- _Exercise requirements_: Lines containing the word "styles" are to be located and copied.

- _Data provided_:

## start

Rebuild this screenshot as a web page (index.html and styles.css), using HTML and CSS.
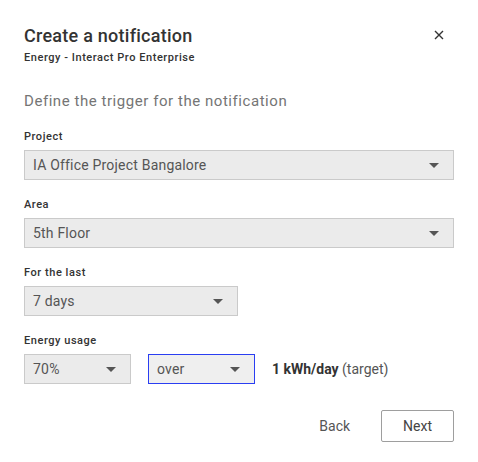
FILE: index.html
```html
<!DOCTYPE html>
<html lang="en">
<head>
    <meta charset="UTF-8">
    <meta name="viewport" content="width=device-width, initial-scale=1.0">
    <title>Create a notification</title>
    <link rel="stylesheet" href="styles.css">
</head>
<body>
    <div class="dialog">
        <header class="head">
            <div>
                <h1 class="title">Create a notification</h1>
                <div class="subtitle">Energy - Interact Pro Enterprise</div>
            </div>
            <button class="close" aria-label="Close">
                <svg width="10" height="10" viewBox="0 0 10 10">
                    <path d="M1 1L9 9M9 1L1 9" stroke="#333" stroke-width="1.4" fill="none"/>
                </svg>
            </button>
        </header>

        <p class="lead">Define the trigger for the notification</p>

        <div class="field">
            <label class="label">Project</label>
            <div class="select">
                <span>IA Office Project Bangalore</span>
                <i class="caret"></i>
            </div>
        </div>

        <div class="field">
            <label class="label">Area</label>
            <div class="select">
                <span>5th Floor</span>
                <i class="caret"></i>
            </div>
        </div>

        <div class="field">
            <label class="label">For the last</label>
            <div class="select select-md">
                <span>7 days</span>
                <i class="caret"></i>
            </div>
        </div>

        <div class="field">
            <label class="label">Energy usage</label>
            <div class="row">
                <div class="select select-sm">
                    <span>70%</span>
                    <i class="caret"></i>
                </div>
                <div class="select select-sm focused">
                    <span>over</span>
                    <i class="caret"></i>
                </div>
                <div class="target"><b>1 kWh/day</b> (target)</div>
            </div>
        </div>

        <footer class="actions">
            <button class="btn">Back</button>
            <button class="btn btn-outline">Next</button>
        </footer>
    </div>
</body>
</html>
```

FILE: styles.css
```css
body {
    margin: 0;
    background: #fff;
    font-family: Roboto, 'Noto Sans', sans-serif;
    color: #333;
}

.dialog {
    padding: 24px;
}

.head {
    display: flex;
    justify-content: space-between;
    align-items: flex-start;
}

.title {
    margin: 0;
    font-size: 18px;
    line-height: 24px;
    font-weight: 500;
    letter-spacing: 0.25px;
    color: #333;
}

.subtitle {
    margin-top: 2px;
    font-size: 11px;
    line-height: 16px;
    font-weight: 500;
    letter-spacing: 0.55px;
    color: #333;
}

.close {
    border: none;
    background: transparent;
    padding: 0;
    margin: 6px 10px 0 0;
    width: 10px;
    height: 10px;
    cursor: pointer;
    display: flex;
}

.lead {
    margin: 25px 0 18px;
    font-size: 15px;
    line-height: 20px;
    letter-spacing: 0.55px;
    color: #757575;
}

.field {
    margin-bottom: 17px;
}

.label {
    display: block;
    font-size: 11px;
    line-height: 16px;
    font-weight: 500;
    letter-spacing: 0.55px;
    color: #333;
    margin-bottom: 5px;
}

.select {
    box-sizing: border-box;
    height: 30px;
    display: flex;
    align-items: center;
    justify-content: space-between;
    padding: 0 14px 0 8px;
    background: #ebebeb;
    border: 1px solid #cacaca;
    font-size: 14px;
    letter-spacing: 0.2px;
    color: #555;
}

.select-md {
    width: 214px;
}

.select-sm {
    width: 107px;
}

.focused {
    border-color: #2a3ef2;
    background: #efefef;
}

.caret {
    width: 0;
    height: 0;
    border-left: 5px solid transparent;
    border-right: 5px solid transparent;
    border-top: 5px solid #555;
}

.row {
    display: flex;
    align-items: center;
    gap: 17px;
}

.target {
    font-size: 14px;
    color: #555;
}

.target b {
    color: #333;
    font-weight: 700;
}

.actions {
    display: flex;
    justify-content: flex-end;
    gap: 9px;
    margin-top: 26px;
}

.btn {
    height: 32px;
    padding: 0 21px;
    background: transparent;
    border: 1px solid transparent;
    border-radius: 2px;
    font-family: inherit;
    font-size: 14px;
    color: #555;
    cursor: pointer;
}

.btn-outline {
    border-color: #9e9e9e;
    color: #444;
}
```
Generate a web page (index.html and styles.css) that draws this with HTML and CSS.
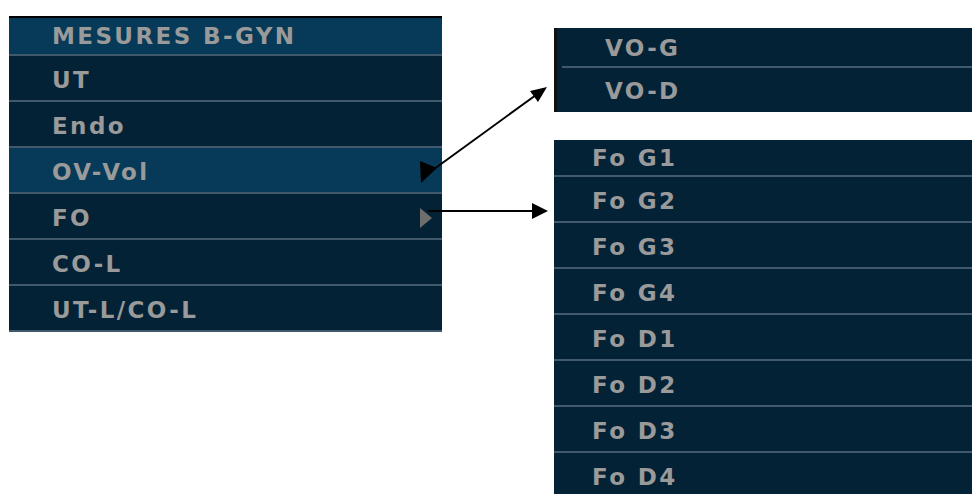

## end

- _Exercise answer_:
Rebuild this screenshot as a web page (index.html and styles.css), using HTML and CSS.
    <link rel="stylesheet" href="styles.css">
FILE: styles.css
Generate a web page (index.html and styles.css) that draws this with HTML and CSS.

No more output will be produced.